Oysa kodlamasının mantığı değişken olabilir
Kodlama konusunda, alan dışından olanların daha kolay kavrayabilmeleri için biçimsel bulmaca (puzzle) örneğini vermek en doğrusudur. Puzzle olarak adlandırılan bulmacaların en basit biçimi yüzey üzerinde birleştirme prensibine dayalı yapbozlardır. Bu tip bulmacalarda da çözüm ekleme biçiminde lineer gerçekleşir, ancak şekiller zaten vardır ve çözmeye çalışan şekillere müdahal edemez.
Ama birbirinin içine geçen Matruşka bebeklerini düşündüğünüzde durum değişir, üç boyutlu, ama yerleştirirken uygun olanı takip etmek zorunda olan bir sistem vardır, burada da aynen yapboz gibi, biçimlere müdahale söz konusu değildir.
Bunun bir sonraki aşaması ise Rubik Küpü olarak adlandırılan bir eksen etrafında dönen küp yüzeyleridir. Rubik Küpü’nde amaç, her yüzeyin aynı rengi bulmasıdır (oysa farklı desenler de nihai amaç olabilir, daha karmaşıktır, bugüne dek örneğini görmedim).
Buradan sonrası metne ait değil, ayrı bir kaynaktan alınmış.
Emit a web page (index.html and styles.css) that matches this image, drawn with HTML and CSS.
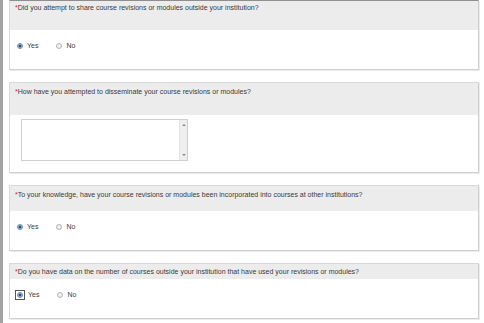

Yapbozlarda ve Matruşka bebeklerinde şekiller bellidir, Rubik Küpü’nün de üç boyutlu ve değişken olmasına karşılık nihai formu bilinmektedir. Kodlamanın bilinen en gelişmiş bir sonraki aşaması ise Enigma denen sistemdir. Enigma İkinci Dünya Savaşı’nda şifreli haberleşme için geliştirilmiş bir kripto biçimidir. Ne var ki “iletilmek istenen nihai mesaj” hep değişkendir, bunun kodlama biçimi de önden gelen başlangıç mesajıyla sürekli değiştirilebilir, yani aradaki olasılıklar neredeyse sonsuz olsa da, nihai mesaj okunabilir alfabedir.
“İnsan doğayı şeklen kendi geliştirdiği araç gereçlere benzeterek açıklamaya çalışır” saptaması aynen geçerlidir, ama bulmacalar, yapbozlar, Rubik Küpü ya da Enigma araç gereci değil, düşünceyi (ide) anlatır, dolayısıyla aslında gerçek modelleme “ide”lerdir. Dolayısıyla canlıların yapılarının farklı olması şaşırtıcı olmamalıdır, form zaten değişkendir, ama “ide” her zaman aynı kalır. Doğası gereği, hiçbir canlı Varoluş’un ötesine geçemez, ama hep tekrarlar.